If convicted on the new federal charges in the shooting death of Donald Mills, Baker could face the death penalty or a maximum sentence of life in prison, according to his indictment.

“We’re very pleased with the federal (government) taking it and indicting him ... because now he may have stiffer penalties,” Mills' sister, Melinda Mills, said in a phone interview Tuesday. She said she would like Baker to face the death penalty if he’s convicted of a crime that allows it.

Baker was convicted in 2017 of reckless homicide and other crimes in connection with Mills’ death and sentenced to 19 years in prison. Prosecutors said Baker posed as a law enforcement officer and killed Mills in his Knox County home. Baker had served two years of his sentence before being pardoned by Bevin.

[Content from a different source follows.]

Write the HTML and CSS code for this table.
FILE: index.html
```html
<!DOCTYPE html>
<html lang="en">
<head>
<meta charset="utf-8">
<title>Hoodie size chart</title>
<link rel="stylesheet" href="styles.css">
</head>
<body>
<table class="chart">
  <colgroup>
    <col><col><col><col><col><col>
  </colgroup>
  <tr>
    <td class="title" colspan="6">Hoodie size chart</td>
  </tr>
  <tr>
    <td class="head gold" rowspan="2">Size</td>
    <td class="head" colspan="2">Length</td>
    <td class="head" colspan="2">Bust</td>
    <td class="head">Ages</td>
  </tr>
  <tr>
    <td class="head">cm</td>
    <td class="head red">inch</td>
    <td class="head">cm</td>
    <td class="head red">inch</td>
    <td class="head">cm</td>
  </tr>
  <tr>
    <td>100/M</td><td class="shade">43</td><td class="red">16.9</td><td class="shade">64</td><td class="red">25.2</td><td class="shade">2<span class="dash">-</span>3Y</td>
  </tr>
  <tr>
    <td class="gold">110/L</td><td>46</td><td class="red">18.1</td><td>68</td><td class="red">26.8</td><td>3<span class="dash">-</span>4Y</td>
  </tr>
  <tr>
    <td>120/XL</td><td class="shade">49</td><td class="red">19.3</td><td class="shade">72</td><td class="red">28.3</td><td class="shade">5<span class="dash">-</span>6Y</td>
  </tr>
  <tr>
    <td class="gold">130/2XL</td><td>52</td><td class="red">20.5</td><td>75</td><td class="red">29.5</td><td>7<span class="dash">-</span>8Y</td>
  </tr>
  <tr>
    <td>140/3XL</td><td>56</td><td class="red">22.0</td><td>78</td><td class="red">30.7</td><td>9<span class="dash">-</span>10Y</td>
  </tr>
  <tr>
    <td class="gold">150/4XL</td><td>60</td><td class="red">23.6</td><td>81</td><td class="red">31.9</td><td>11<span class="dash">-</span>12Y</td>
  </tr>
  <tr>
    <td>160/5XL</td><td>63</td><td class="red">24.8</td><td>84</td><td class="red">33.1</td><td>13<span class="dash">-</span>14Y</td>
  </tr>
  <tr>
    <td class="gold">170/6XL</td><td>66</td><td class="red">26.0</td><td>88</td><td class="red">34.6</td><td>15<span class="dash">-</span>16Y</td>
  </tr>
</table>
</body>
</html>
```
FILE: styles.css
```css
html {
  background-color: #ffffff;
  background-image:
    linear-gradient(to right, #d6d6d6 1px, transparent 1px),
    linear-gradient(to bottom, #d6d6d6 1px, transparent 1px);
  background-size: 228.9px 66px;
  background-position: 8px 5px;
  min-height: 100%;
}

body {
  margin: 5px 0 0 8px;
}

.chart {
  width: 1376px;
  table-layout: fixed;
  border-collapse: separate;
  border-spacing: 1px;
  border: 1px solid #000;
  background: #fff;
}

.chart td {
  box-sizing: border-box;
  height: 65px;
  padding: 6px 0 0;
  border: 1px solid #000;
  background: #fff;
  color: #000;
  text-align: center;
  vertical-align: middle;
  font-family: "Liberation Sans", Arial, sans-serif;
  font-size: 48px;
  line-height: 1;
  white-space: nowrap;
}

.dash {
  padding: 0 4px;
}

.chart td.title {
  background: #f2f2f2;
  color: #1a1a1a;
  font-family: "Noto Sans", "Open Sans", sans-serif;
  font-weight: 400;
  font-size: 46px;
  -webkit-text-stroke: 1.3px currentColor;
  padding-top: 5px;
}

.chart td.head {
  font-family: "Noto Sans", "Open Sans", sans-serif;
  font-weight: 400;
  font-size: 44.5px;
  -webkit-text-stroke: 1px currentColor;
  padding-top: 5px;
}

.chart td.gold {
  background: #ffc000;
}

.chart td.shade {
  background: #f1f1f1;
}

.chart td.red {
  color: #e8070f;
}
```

In bringing the federal charges, authorities pointed to the “dual sovereignty doctrine,” which allows state and federal officials to prosecute the same defendant for the same actions without infringing on double jeopardy protections, said law professors at the University of Louisville and the University of Kentucky.

Baker's pardon was among hundreds Bevin issued in the time between his electoral defeat in November 2019 and his final day in office a month later. It drew widespread attention after the Courier Journal reported that Baker’s family held a fundraiser at their home for Bevin in 2018 and that another GOP donor who gave thousands to Bevin urged the former governor to pardon Baker.

Bevin wrote in his pardoning order that Baker’s drug addictions led him to fall in with the wrong people and that the evidence against Baker was “sketchy at best.”

After the pardon, Baker released a statement declaring his innocence and defending Bevin's decision to grant him clemency.

“I did not kill Donald Mills and my family did not pay for my release,” he said.

The Kentucky Court of Appeals reviewed Baker’s case and ruled that there was “overwhelming” evidence to convict him.